A Love that Changes People
This is what makes the God of the Bible so radically different from every other God. As Moses sings, “Their rock is not as our Rock” (Deut. 32:31), meaning that the gods of the nations are nothing like Israel’s God. Other nations and religions understand the wrath and justice of God, the idea that we owe a debt to God and that there will be a necessary punishment if we don’t pay it. But they have no concept of a God who’d come pay the debt himself.
There’s nothing in the world like the substitutionary love of God. Love that really changes people always involves a substitutionary sacrifice. When someone lays down their life for your good, you notice it, you pay attention, you want to know why, and you want to be close to that person. The self-substituting love of God is the only real love that will change your life.
Do you understand what Jesus did for you? Despite your grumbling and contending and accusing him of injustice, he stood on the rock and absorbed the blow that you deserve and then gives you springs of the freshest, cleanest, purest water imaginable. He gives up his life for you and then gives you his life, the Holy Spirit. He saves your life and gives you life.
Jesus is the Banner who was lifted up and struck down so that his people could live in the wilderness of this world. God never promises to take us out of the wilderness. Why would he? How could he? It’s his classroom. It’s where we learn who he is and how much we need him.

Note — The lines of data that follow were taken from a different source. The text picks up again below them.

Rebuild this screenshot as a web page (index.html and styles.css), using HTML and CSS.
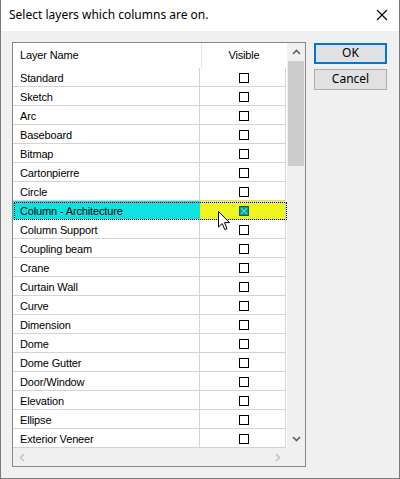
FILE: index.html
```html
<!DOCTYPE html>
<html lang="en">
<head>
    <meta charset="UTF-8">
    <title>Select layers</title>
    <link rel="stylesheet" href="styles.css">
</head>
<body>
<div class="dialog">
    <div class="titlebar">
        <span class="title">Select layers which columns are on.</span>
        <svg class="close" width="12" height="12" viewBox="0 0 12 12">
            <path d="M1 1 L11 11 M11 1 L1 11" stroke="#000" stroke-width="1.1" fill="none"/>
        </svg>
    </div>

    <div class="body">
        <div class="listbox">
            <div class="content">
                <div class="head">
                    <div class="hcell name">Layer Name</div>
                    <div class="hcell vis">Visible</div>
                </div>
                <div class="row"><div class="cell name">Standard</div><div class="cell vis"><span class="box"></span></div></div>
                <div class="row"><div class="cell name">Sketch</div><div class="cell vis"><span class="box"></span></div></div>
                <div class="row"><div class="cell name">Arc</div><div class="cell vis"><span class="box"></span></div></div>
                <div class="row"><div class="cell name">Baseboard</div><div class="cell vis"><span class="box"></span></div></div>
                <div class="row"><div class="cell name">Bitmap</div><div class="cell vis"><span class="box"></span></div></div>
                <div class="row"><div class="cell name">Cartonpierre</div><div class="cell vis"><span class="box"></span></div></div>
                <div class="row"><div class="cell name">Circle</div><div class="cell vis"><span class="box"></span></div></div>
                <div class="row selected">
                    <div class="cell name">Column - Architecture</div>
                    <div class="cell vis">
                        <svg class="checked" width="10" height="10" viewBox="0 0 10 10">
                            <rect x="0.5" y="0.5" width="9" height="9" fill="#1a8c9c" stroke="#0a5f70"/>
                            <path d="M2 2 L8 8 M8 2 L2 8" stroke="#30f0c0" stroke-width="1.2"/>
                        </svg>
                    </div>
                </div>
                <div class="row"><div class="cell name">Column Support</div><div class="cell vis"><span class="box"></span></div></div>
                <div class="row"><div class="cell name">Coupling beam</div><div class="cell vis"><span class="box"></span></div></div>
                <div class="row"><div class="cell name">Crane</div><div class="cell vis"><span class="box"></span></div></div>
                <div class="row"><div class="cell name">Curtain Wall</div><div class="cell vis"><span class="box"></span></div></div>
                <div class="row"><div class="cell name">Curve</div><div class="cell vis"><span class="box"></span></div></div>
                <div class="row"><div class="cell name">Dimension</div><div class="cell vis"><span class="box"></span></div></div>
                <div class="row"><div class="cell name">Dome</div><div class="cell vis"><span class="box"></span></div></div>
                <div class="row"><div class="cell name">Dome Gutter</div><div class="cell vis"><span class="box"></span></div></div>
                <div class="row"><div class="cell name">Door/Window</div><div class="cell vis"><span class="box"></span></div></div>
                <div class="row"><div class="cell name">Elevation</div><div class="cell vis"><span class="box"></span></div></div>
                <div class="row"><div class="cell name">Ellipse</div><div class="cell vis"><span class="box"></span></div></div>
                <div class="row"><div class="cell name">Exterior Veneer</div><div class="cell vis"><span class="box"></span></div></div>
            </div>

            <div class="vscroll">
                <div class="arrow">
                    <svg width="9" height="6" viewBox="0 0 9 6"><path d="M1 5 L4.5 1.5 L8 5" stroke="#606060" stroke-width="1.6" fill="none"/></svg>
                </div>
                <div class="track"><div class="thumb"></div></div>
                <div class="arrow">
                    <svg width="9" height="6" viewBox="0 0 9 6"><path d="M1 1 L4.5 4.5 L8 1" stroke="#606060" stroke-width="1.6" fill="none"/></svg>
                </div>
            </div>

            <div class="hscroll">
                <div class="arrow">
                    <svg width="6" height="9" viewBox="0 0 6 9"><path d="M5 1 L1.5 4.5 L5 8" stroke="#c4c4c4" stroke-width="1.6" fill="none"/></svg>
                </div>
                <div class="arrow">
                    <svg width="6" height="9" viewBox="0 0 6 9"><path d="M1 1 L4.5 4.5 L1 8" stroke="#c4c4c4" stroke-width="1.6" fill="none"/></svg>
                </div>
            </div>
            <div class="corner"></div>
        </div>

        <div class="buttons">
            <button class="btn default">OK</button>
            <button class="btn">Cancel</button>
        </div>
    </div>

    <!-- mouse pointer over the selected row -->
    <svg class="cursor" width="13" height="21" viewBox="0 0 13 21">
        <path d="M0.5 0.5 L0.5 16 L4.2 12.5 L6.8 18.6 L9 17.6 L6.5 11.6 L11.5 11.6 Z" fill="#fff" stroke="#000" stroke-width="1"/>
    </svg>
</div>
</body>
</html>
```

FILE: styles.css
```css
* {
    box-sizing: border-box;
}
html, body {
    margin: 0;
    padding: 0;
}
body {
    width: 400px;
    height: 479px;
    overflow: hidden;
    background: #fff;
}
.dialog {
    position: relative;
    width: 400px;
    height: 479px;
    border: 1px solid #7a7a7a;
    border-top: none;
    background: #f0f0f0;
    display: flex;
    flex-direction: column;
}
.titlebar {
    height: 31px;
    background: #fff;
    display: flex;
    align-items: center;
    justify-content: space-between;
    padding: 0 10px 2px 8px;
}
.title {
    font-family: "Noto Sans", sans-serif;
    font-size: 12px;
    color: #000;
}
.close {
    margin-right: 1px;
}
.body {
    display: flex;
    gap: 8px;
    padding: 11px 0 0 11px;
}

/* list box with its scrollbars */
.listbox {
    width: 294px;
    height: 425px;
    border: 1px solid #828790;
    background: #fff;
    display: grid;
    grid-template-columns: 274px 18px;
    grid-template-rows: 405px 18px;
}
.content {
    overflow: hidden;
    font-family: "Liberation Sans", Arial, sans-serif;
    font-size: 11px;
    letter-spacing: -0.15px;
    color: #000;
}
.head {
    display: flex;
    height: 25px;
    width: 273px;
}
.hcell {
    display: flex;
    align-items: center;
    padding-bottom: 2px;
}
.hcell.name {
    width: 189px;
    padding-left: 7px;
    border-right: 1px solid #e5e5e5;
}
.hcell.vis {
    flex: 1;
    justify-content: center;
}
.row {
    display: flex;
    height: 19px;
    width: 273px;
    border-bottom: 1px solid #d4d4d4;
}
.cell {
    display: flex;
    align-items: center;
    padding-top: 1px;
}
.cell.name {
    width: 187px;
    padding-left: 7px;
    border-right: 1px solid #d4d4d4;
}
.cell.vis {
    flex: 1;
    justify-content: center;
    border-right: 1px solid #d4d4d4;
    padding-left: 2px;
}
.box {
    width: 10px;
    height: 10px;
    border: 1px solid #000;
    background: #fff;
}
.row.selected {
    position: relative;
}
.row.selected .cell.name {
    background: #10e2e2;
    border-right-color: #10e2e2;
}
.row.selected .cell.vis {
    background: #eef520;
}
.row.selected::after {
    content: "";
    position: absolute;
    left: 1px;
    top: 1px;
    right: -1px;
    bottom: -1px;
    border: 1px dotted #000;
}

.vscroll {
    background: #f0f0f0;
    display: flex;
    flex-direction: column;
}
.vscroll .arrow {
    height: 18px;
    display: flex;
    align-items: center;
    justify-content: center;
}
.track {
    flex: 1;
    padding: 0 1px;
}
.thumb {
    height: 105px;
    background: #cdcdcd;
}
.hscroll {
    background: #f0f0f0;
    display: flex;
    justify-content: space-between;
}
.hscroll .arrow {
    width: 18px;
    display: flex;
    align-items: center;
    justify-content: center;
}
.corner {
    background: #f0f0f0;
}

.buttons {
    display: flex;
    flex-direction: column;
    gap: 5px;
    padding-top: 1px;
}
.btn {
    width: 73px;
    height: 21px;
    padding: 0 0 1px;
    border: 1px solid #adadad;
    background: #e1e1e1;
    font-family: "Noto Sans", sans-serif;
    font-size: 12px;
    color: #000;
    line-height: 1;
}
.btn.default {
    border: 2px solid #0078d7;
}

.cursor {
    position: absolute;
    left: 217px;
    top: 211px;
}
```
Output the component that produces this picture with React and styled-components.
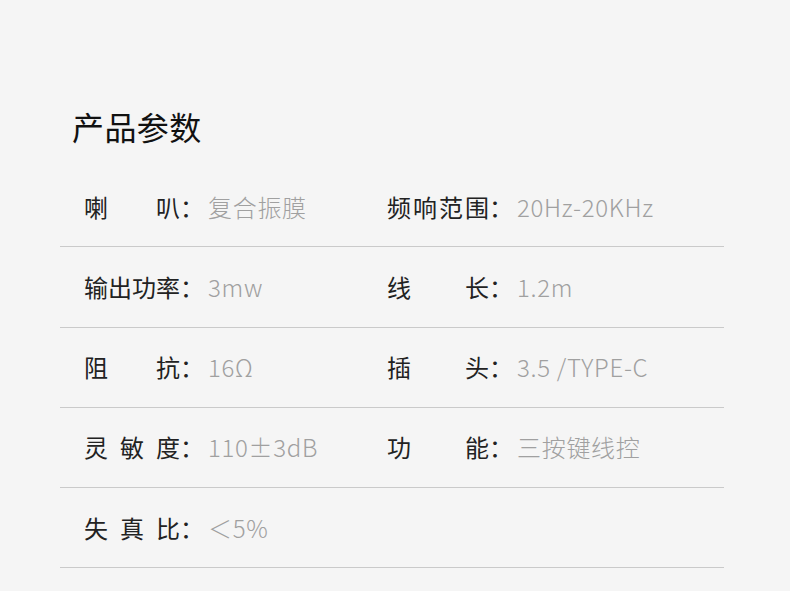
import React from 'react'
import styled, { createGlobalStyle } from 'styled-components'

const specs = [
  [['喇叭', '复合振膜'], ['频响范围', '20Hz-20KHz']],
  [['输出功率', '3mw'], ['线长', '1.2m']],
  [['阻抗', '16Ω'], ['插头', '3.5 /TYPE-C']],
  [['灵敏度', '110±3dB'], ['功能', '三按键线控']],
  [['失真比', '＜5%'], null],
]

function App() {
  return (
    <>
      <GlobalStyle />
      <Page>
        <Title>产品参数</Title>
        <Table>
          {specs.map((row, i) => (
            <Row key={i}>
              {row.map((cell, j) => (
                <Cell key={j}>
                  {cell && (
                    <>
                      <Label $width={j === 0 ? 96 : 102}>{cell[0]}</Label>
                      <Colon>：</Colon>
                      <Value>{cell[1]}</Value>
                    </>
                  )}
                </Cell>
              ))}
            </Row>
          ))}
        </Table>
      </Page>
    </>
  )
}

export default App

const GlobalStyle = createGlobalStyle`
  html, body {
    margin: 0;
    background: #f5f5f5;
  }
  body {
    font-family: "Noto Sans CJK SC", "Noto Sans", sans-serif;
  }
`

const Page = styled.div`
  width: 790px;
  height: 591px;
  padding: 106px 66px 0 60px;
  box-sizing: border-box;
  overflow: hidden;
`

const Title = styled.h1`
  margin: 0 0 21px 12px;
  font-size: 32px;
  line-height: 40px;
  font-weight: 400;
  letter-spacing: 0.4px;
  color: #111;
`

const Table = styled.div`
  display: flex;
  flex-direction: column;
`

const Row = styled.div`
  display: grid;
  grid-template-columns: 303px 1fr;
  height: 79.25px;
  padding-left: 24px;
  border-bottom: 1px solid #cacaca;
  align-items: center;
`

const Cell = styled.div`
  display: flex;
  align-items: center;
  font-size: 24px;
  line-height: 32px;
`

const Label = styled.span`
  width: ${p => p.$width}px;
  text-align: justify;
  text-align-last: justify;
  color: #222;
  white-space: nowrap;
`

const Colon = styled.span`
  width: 28px;
  color: #222;
`

const Value = styled.span`
  color: #a0a0a0;
  font-weight: 300;
  letter-spacing: 0.7px;
  white-space: nowrap;
`
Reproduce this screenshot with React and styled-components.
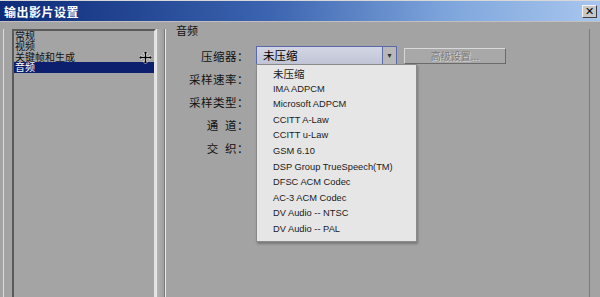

He may not take us out of the wilderness, but he can change us while we live there. The sacrifice of God is the only love that’ll change you in the wilderness, the only love that’ll give you water in the desert. Every other love will leave you thirsty. Have you drunk from the Rock of Christ?
[1]John L. Mackay, Exodus: A Mentor Commentary (Ross-shire, Great Britain: Christian Focus Publications, 2001), 312.
[2]Edmund P. Clowney, Preaching Christ in All of Scripture (Wheaton, IL: Crossway, 2003), 29; cf. Edmund P. Clowney, The Unfolding Mystery: Discovering Christ in the Old Testament, 2nd ed. (Phillipsburg, NJ: P&R Publishing, 2013), 127.
[3]Victor P. Hamilton, Exodus: An Exegetical Commentary (Grand Rapids: Baker Academic, 2011), 264.